Medical ethics-- "Tampering with embryos is tampering with human souls" suggests article in London Daily Telegraph
If you're on this page, you likely know that my technothriller A REMEDY FOR DEATH deals with, among other issues, questions of medical ethics, including organ and tissue regeneration, cross-species "trading" of tissues and stem cells, and the ultimate question of, When does death in fact occur?
In this blog, I've included a lot of my earlier research used in working out A REMEDY FOR DEATH, and I'm still adding new articles and studies that I find with some or a lot of relevance to the book.
Hence you may be interested in the opinion piece in London's Daily Telegraph "Tampering with embryos is tampering with souls" by Jacob Rees-Mogg, a member of the British parliament. The piece picks up from a debate in the House of Parliament on the issue of "three parent embryos – or rather mitochondrial transfer".
Mr.
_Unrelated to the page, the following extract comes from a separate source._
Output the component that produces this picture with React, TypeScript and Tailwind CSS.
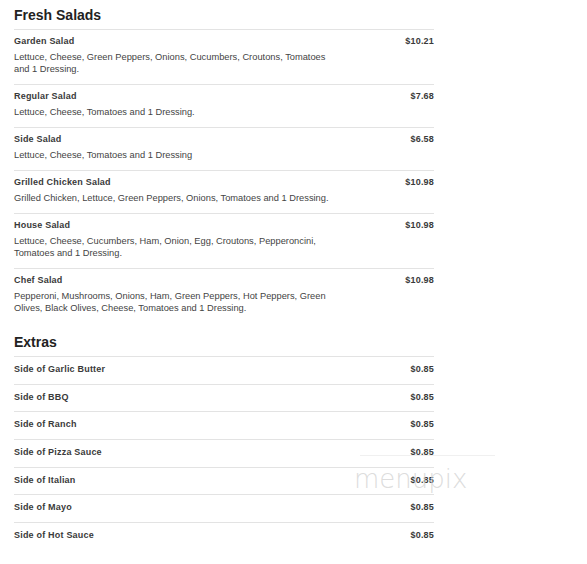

Rees-Mogg points out three as-yet unsettled issues with the idea of blending "parenthood" from three people:
- Technical: do we yet know enough about how to do this?);
- Ethical (involving both medical ethics and morality: "There may be unknown consequences of tampering with the genes of an embryo, and for the unreligious there will be mental issues to be faced by those who have three parents. The gravity of the change is such that it should not be made without the most careful thought and properly tested research.)
- Legal: "This is a self-evidently dangerous road to start down as although the technique cannot at this stage affect eye colour, eventually there will be therapies that will. Once this line has been crossed the argument against going further is merely a matter of degree rather than absolute. Its current aim is small, that ten children each year that might have been born should be replaced by ten different babies. This is not a major problem yet the solution is a fundamental change in our understanding of our own humanity."
I'm not going to go further, except to add that in his bio, Mr. Rees-Mogg demonstrates exceptional wisdom and prudence by stating clearly " He is not on Twitter." Amen to that! I say.
By the way, if you object to the word "soul" in his article, you're welcome to adopt the terms "conscious essence" within the "Vehicle" -- terms that some of the characters use as alternatives to "soul" and "body" in A REMEDY FOR DEATH.